Though economics expertise is all about, to use a strict technical word, bull-shitting, you need to be careful that PETA doesn’t ban you (for intruding into the rights of bulls). Okay, that was just a joke.

The thing is you yourself can sound like the experts with this simple three-point formula:

1. “Worrisome fiscal deficit”

Budget is basically like your body. There will be plenty of things inside that are anything but healthy at any given point.  And fiscal deficit is particularly like cholesterol. It is almost always never under control no matter what you do. And Finance Ministers, starting from R K Shamukham Chetty down to Jaitley (and including N D Tiwari, yes, this is a glorious nation that allowed N D Tiwari to present an Union Budget as the Finance Minister) have always said that their primary target while making the Budget was to reign in fiscal deficit. Thanks to which, fiscal deficits have always remained beyond acceptable limits.

So whoever is presenting the Budget, you can safely gambit, “the numbers from the FM is impressive, yet if you read the fine print, the elephant in the room will be visible” (Economists joyfully mix metaphors). “The fiscal deficit is worrisome and it is unclear from the Budget as to where the money is going to come from. The fiduciary receipts also need closer inspection”. (Pro tip: Any sentence that includes the word ‘fiduciary’ can be safely ignored.
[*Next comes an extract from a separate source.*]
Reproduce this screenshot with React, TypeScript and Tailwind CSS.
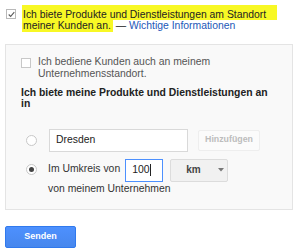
import React from "react";

export default function App() {
  return (
    <div className="relative w-[293px] h-[250px] bg-white overflow-hidden font-['Liberation_Sans',Arial,sans-serif] text-[#222] text-[10.4px] leading-[11.5px]">
      {/* Top checkbox row */}
      <div className="flex items-start pl-[6px] pt-[9px]">
        <div className="w-[10px] h-[10px] border border-[#b9b9b9] bg-white flex items-center justify-center shrink-0">
          <svg width="10" height="9" viewBox="0 0 10 9" className="ml-[1px]">
            <path d="M1 4.5 L3.8 7.2 L9 1.2" fill="none" stroke="#5a5a5a" strokeWidth="1.5" />
          </svg>
        </div>
        <div className="ml-[6px] -mt-[0.5px]">
          <div>
            <span className="bg-[#f8f825] pl-[1px] pr-[11px] pt-[4px]">
              Ich biete Produkte und Dienstleistungen am Standort
            </span>
          </div>
          <div>
            <span className="bg-[#f8f825] pl-[1px] pr-[2px] pb-[1px]">meiner Kunden an.</span>
            <span> — </span>
            <span className="text-[#2358b8]">Wichtige Informationen</span>
          </div>
        </div>
      </div>

      {/* Panel */}
      <div className="ml-[5px] mt-[12px] w-[288px] h-[166px] border border-[#e4e4e4] bg-[#f9f9f9] pl-[15px] pt-[11.5px]">
        <div className="flex items-start">
          <div className="w-[10px] h-[10px] border border-[#c8c8c8] bg-white shrink-0 mt-[1.5px]" />
          <div className="ml-[7px] text-[#555] w-[200px]">
            Ich bediene Kunden auch an meinem Unternehmensstandort.
          </div>
        </div>
        <div className="mt-[7.5px] font-bold text-[#222] w-[255px]">
          Ich biete meine Produkte und Dienstleistungen an in
        </div>

        <div className="flex items-center mt-[19px]">
          <div className="ml-[5px] w-[11px] h-[11px] rounded-full border border-[#c8c8c8] bg-white shrink-0" />
          <div className="ml-[12px] w-[139px] h-[23px] border border-[#d9d9d9] bg-white flex items-center pl-[6px] text-[#222]">
            Dresden
          </div>
          <div className="ml-[10px] w-[62px] h-[21px] border border-[#eeeeee] bg-[#fbfbfb] rounded-[2px] flex items-center justify-center text-[8.8px] font-bold text-[#bdbdbd]">
            Hinzufügen
          </div>
        </div>

        <div className="flex items-center mt-[7px]">
          <div className="ml-[5px] w-[11px] h-[11px] rounded-full border border-[#c8c8c8] bg-white shrink-0 flex items-center justify-center -mt-[2px]">
            <div className="w-[5px] h-[5px] rounded-full bg-[#444]" />
          </div>
          <div className="ml-[11px] text-[#333] -mt-[2px]">Im Umkreis von</div>
          <div className="ml-[5px] w-[38px] h-[23px] border border-[#4d90fe] bg-white flex items-center pl-[6px] text-[#222]">
            100<span className="inline-block w-[1px] h-[12px] bg-[#222]" />
          </div>
          <div className="ml-[7px] w-[58px] h-[23px] border border-[#dcdcdc] bg-[#f1f1f1] rounded-[2px] flex items-center pl-[15px] text-[10px] font-bold text-[#444]">
            km
            <svg width="6" height="4" viewBox="0 0 6 4" className="ml-[17px]">
              <path d="M0 0 L6 0 L3 3.5 Z" fill="#777" />
            </svg>
          </div>
        </div>
        <div className="ml-[27px] mt-[1px] text-[#333]">von meinem Unternehmen</div>
      </div>

      {/* Senden button */}
      <div className="ml-[5px] mt-[16px] w-[71px] h-[22px] rounded-[2px] border border-[#3079ed] bg-gradient-to-b from-[#4d90fe] to-[#4787ed] flex items-center justify-center text-[9px] font-bold text-white">
        Senden
      </div>
    </div>
  );
}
They don’t make any sense).

2.  Political Budget

India is always in one of these two modes: 1. Election-over. 2. Election-ready

The point is some State in the country is always poll-bound in the next 6 or 8 months. And political analysts (who, let the record show, are even more clueless than budget analysts) would have you believe that the result of that poll is “crucial for the government at the Centre and will also impact the next general elections”.

This is an absolute given, and you can safely say, “Prannoy,” (unless otherwise you are talking to Rajdeep, in which case you have to say, “at least allow me to get a word edgewise”), “if you do some number crunching, you will understand that this budget is a clever exercise in politics as opposed to economics”. You have to pause here for some effect, and continue, “make no mistakes here, the Finance Minister is a politician first and the budget numbers make it unequivocally clear that they have been set with an eye on the polls in <insert the name of the poll-bound State>.”

And before anyone challenge or counter you, you should quickly move in for the kill. “There are enough signals that the Budget is traversing on a political roadmap. For example, the Rs.23,000 crore that the Finance Minister has allocated for NABARD’s Awazanjin Irrigation Scheme is populist but is sure to help the rural voters that <insert the name of the poll-bound State> abounds in.” It wouldn’t matter whether the FM has allocated that much, and whether there is anything called NABARD at all, no one will dare challenge your point because “NABARD” is essentially a trump word in the Budget game. You win hands down after that.

3. Yes and No

But even as you bluff your way through, you must realise that as a budget analyst, you are bound to come across some pointed questions on hardcore economics. “Do the MNREGA numbers stack up with the reality of joblessness and rising inflation?”, “Is the defence budget allocation enough when Beijing and Islamabad acting lovey-dovey with each other”. These questions in themselves are cursory, but Budget itself is, so you just have to play the game.

And whatever question is posed to you, you just look on intently as if you are seriously listening to it, and then at the first instance of some silence which is the indication that the questioner has stopped, you just begin confidently, “the answer to your question is both yes and no…”, this will immediately convey the idea that you are nuanced and are ready to carefully weigh your opinions without taking sides one way or the other.

Practical example: “The answer to your question is both yes and no, Prannoy, you can spell demonetisation with a ‘z’ and also ‘s’.

This should see you through for most parts. But just to play safe, you can also think of changing your name via deed poll to: T N Ninan.